Tangerang, Parist.ID - Pengetahuan yang kering tentang
agama menjadikan generasi muda cenderung apatis dan skeptis. Hal itu mengemuka
dalam acara “Ngaji Ihya Zaman Now” bersama Cendekiawan Muslim, Ulil Abshar
Abdalla dan Pemerhati Islam Kontemporer, Haidar Baqir di ICE-BSD Serpong,
Tangerang Selatan, Kamis (23/11/17).
Menjelaskan : Ulil Abshar Abdalla memaparkan konten Ihya Ulumuddin karya Imam Ghazali, di ICE BSD, Kamis (23/11/17) |
Menurut Ulil, pemuda sekarang
tidak hanya haus soal pemahaman agama, tetapi juga spiritual dan sosial. Akibatnya
sebagian dari mereka terjerumus ke arah tindakan radikal dan fundamental.
Fenomena itu juga yang kemudian menggugah kemauan Ulil untuk mengaji Ihya
Ulumuddin via online di Facebook.
“Ihya ini sangat bagus bagi
masyarakat kekinian, relevansinya sampai saat ini bahkan sampai tahuntahun
selanjutnya. Saya yakin orang, utamanya pemuda, yang mau ngaji Ihya tidak akan
jadi fundamentalis,” katanya dalam kegiatan yang menjadi rangkaian
International Islamic Education Expo 2017 (IIEE) itu.

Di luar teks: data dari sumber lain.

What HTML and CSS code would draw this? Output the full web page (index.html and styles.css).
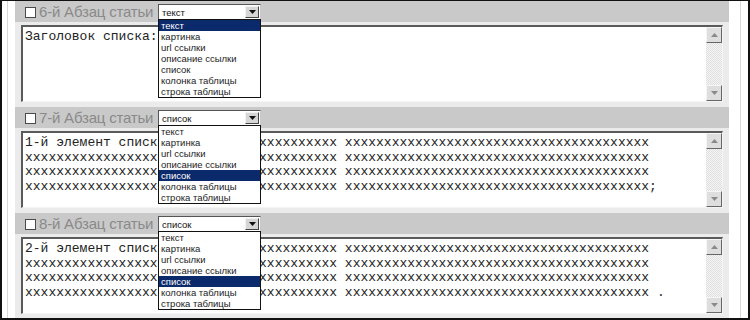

Ulil juga menyampaikan dalam
kitab Ihya Ulumuddin karya Imam Al-Ghazali menuliskan pemahamannya secara
moderat, detil dan penuh nasehat yang memberi solusi tentang perilaku
sehari-hari. Itu tidak hanya berisi tentang tasawuf tetapi juga syariat dan
hikmah.
“Salah satu ajarannya yaitu
tentang khauf dan raja’. Masing-masing itu bisa menjadi obat bagi perilaku
beragama seseorang. Bagi orang yang menyepelekan agama hendaknya ia khauf,
sedang bagi yang terlalu takut dengan dosa maka harus raja’,” ujarnya.
Sementara itu, Haidar Baqir,
menekankan karya-karya Imam Ghazali fenomenal sebab niat penciptaannya. Pertama,
Imam Ghazali niat menuliskan pemahaman yang diberikan Allah kepadanya. Kedua,
Imam Ghazali niat memudahkan orang lain untuk memahami agama. Ketiga, Imam
Ghazali berniat untuk merawat ilmu yang dimilikinya.
“Nah, yang terakhir, Imam Ghazali
ingin meringkas. Niat mulia itu yang membuat karya Al-Ghazali tetap eksis dan
relevan hingga saat ini,” jelasnya.
Sebagai seorang sufi, lanjut
Haidar, Imam Ghazali paham betul bagaimana ia harus memposisikan diri
ditengah-tengah masyarakat. Artinya tidak kemudian uzlah (menyendiri) setiap
hari, tetapi juga bisa membagi waktu untuk terjun juga kepada masyarakat.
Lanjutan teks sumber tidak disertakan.